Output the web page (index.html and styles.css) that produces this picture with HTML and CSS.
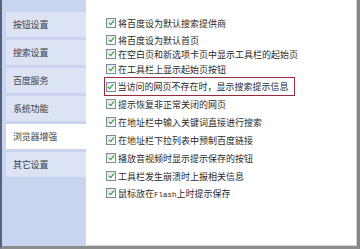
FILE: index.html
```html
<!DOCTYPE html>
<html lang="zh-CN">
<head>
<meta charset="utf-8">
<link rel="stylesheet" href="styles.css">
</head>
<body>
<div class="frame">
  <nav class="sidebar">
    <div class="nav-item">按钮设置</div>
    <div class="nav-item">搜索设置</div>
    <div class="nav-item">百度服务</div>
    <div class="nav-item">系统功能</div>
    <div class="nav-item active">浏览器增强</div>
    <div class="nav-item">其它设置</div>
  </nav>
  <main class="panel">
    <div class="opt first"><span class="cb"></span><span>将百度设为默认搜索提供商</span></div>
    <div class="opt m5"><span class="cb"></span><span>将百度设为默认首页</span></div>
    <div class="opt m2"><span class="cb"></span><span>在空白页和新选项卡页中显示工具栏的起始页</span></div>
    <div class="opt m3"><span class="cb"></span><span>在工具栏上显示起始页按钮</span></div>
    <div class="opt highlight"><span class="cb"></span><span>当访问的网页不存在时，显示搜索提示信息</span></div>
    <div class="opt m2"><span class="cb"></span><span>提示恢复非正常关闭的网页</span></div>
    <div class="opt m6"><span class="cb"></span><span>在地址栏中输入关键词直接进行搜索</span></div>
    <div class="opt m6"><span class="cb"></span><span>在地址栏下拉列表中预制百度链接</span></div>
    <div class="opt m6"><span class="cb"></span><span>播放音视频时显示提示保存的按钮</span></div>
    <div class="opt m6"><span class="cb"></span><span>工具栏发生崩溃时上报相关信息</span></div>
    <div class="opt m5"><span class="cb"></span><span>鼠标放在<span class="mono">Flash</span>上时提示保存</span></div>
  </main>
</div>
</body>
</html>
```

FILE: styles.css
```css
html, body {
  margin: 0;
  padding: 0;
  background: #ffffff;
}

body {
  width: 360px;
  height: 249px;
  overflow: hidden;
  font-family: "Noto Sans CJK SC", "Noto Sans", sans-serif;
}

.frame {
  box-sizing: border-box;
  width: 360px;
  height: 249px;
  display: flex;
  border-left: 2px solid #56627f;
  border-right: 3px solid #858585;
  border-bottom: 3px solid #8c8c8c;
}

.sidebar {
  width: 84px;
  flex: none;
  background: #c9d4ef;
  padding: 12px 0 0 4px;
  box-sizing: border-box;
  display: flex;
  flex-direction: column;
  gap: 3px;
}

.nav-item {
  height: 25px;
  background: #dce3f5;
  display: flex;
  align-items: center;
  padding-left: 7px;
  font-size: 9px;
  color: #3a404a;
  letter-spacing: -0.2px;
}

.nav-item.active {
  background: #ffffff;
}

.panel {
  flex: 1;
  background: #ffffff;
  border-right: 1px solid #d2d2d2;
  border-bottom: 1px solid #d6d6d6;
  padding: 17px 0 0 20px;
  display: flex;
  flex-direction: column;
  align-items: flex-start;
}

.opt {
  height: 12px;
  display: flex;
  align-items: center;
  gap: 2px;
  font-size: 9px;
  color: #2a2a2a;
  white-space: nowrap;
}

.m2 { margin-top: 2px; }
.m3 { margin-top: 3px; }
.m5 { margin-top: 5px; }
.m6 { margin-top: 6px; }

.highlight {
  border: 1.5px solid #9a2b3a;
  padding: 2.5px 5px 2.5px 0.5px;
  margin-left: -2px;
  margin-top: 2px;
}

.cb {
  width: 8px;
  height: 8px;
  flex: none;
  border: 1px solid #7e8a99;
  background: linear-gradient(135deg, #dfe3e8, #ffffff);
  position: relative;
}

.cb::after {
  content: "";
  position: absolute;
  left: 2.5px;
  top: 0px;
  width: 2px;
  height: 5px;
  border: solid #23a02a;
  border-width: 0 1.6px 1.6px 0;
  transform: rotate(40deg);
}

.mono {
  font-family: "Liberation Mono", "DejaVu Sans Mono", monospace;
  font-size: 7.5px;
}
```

+ + + + + + +

◆ **Written instruction**:
Each line above is to be copied verbatim. Drop any image from the copy.

◆ **Output below**:
Output the web page (index.html and styles.css) that produces this picture with HTML and CSS.
FILE: index.html
```html
<!DOCTYPE html>
<html lang="zh-CN">
<head>
<meta charset="utf-8">
<link rel="stylesheet" href="styles.css">
</head>
<body>
<div class="frame">
  <nav class="sidebar">
    <div class="nav-item">按钮设置</div>
    <div class="nav-item">搜索设置</div>
    <div class="nav-item">百度服务</div>
    <div class="nav-item">系统功能</div>
    <div class="nav-item active">浏览器增强</div>
    <div class="nav-item">其它设置</div>
  </nav>
  <main class="panel">
    <div class="opt first"><span class="cb"></span><span>将百度设为默认搜索提供商</span></div>
    <div class="opt m5"><span class="cb"></span><span>将百度设为默认首页</span></div>
    <div class="opt m2"><span class="cb"></span><span>在空白页和新选项卡页中显示工具栏的起始页</span></div>
    <div class="opt m3"><span class="cb"></span><span>在工具栏上显示起始页按钮</span></div>
    <div class="opt highlight"><span class="cb"></span><span>当访问的网页不存在时，显示搜索提示信息</span></div>
    <div class="opt m2"><span class="cb"></span><span>提示恢复非正常关闭的网页</span></div>
    <div class="opt m6"><span class="cb"></span><span>在地址栏中输入关键词直接进行搜索</span></div>
    <div class="opt m6"><span class="cb"></span><span>在地址栏下拉列表中预制百度链接</span></div>
    <div class="opt m6"><span class="cb"></span><span>播放音视频时显示提示保存的按钮</span></div>
    <div class="opt m6"><span class="cb"></span><span>工具栏发生崩溃时上报相关信息</span></div>
    <div class="opt m5"><span class="cb"></span><span>鼠标放在<span class="mono">Flash</span>上时提示保存</span></div>
  </main>
</div>
</body>
</html>
```

FILE: styles.css
```css
html, body {
  margin: 0;
  padding: 0;
  background: #ffffff;
}

body {
  width: 360px;
  height: 249px;
  overflow: hidden;
  font-family: "Noto Sans CJK SC", "Noto Sans", sans-serif;
}

.frame {
  box-sizing: border-box;
  width: 360px;
  height: 249px;
  display: flex;
  border-left: 2px solid #56627f;
  border-right: 3px solid #858585;
  border-bottom: 3px solid #8c8c8c;
}

.sidebar {
  width: 84px;
  flex: none;
  background: #c9d4ef;
  padding: 12px 0 0 4px;
  box-sizing: border-box;
  display: flex;
  flex-direction: column;
  gap: 3px;
}

.nav-item {
  height: 25px;
  background: #dce3f5;
  display: flex;
  align-items: center;
  padding-left: 7px;
  font-size: 9px;
  color: #3a404a;
  letter-spacing: -0.2px;
}

.nav-item.active {
  background: #ffffff;
}

.panel {
  flex: 1;
  background: #ffffff;
  border-right: 1px solid #d2d2d2;
  border-bottom: 1px solid #d6d6d6;
  padding: 17px 0 0 20px;
  display: flex;
  flex-direction: column;
  align-items: flex-start;
}

.opt {
  height: 12px;
  display: flex;
  align-items: center;
  gap: 2px;
  font-size: 9px;
  color: #2a2a2a;
  white-space: nowrap;
}

.m2 { margin-top: 2px; }
.m3 { margin-top: 3px; }
.m5 { margin-top: 5px; }
.m6 { margin-top: 6px; }

.highlight {
  border: 1.5px solid #9a2b3a;
  padding: 2.5px 5px 2.5px 0.5px;
  margin-left: -2px;
  margin-top: 2px;
}

.cb {
  width: 8px;
  height: 8px;
  flex: none;
  border: 1px solid #7e8a99;
  background: linear-gradient(135deg, #dfe3e8, #ffffff);
  position: relative;
}

.cb::after {
  content: "";
  position: absolute;
  left: 2.5px;
  top: 0px;
  width: 2px;
  height: 5px;
  border: solid #23a02a;
  border-width: 0 1.6px 1.6px 0;
  transform: rotate(40deg);
}

.mono {
  font-family: "Liberation Mono", "DejaVu Sans Mono", monospace;
  font-size: 7.5px;
}
```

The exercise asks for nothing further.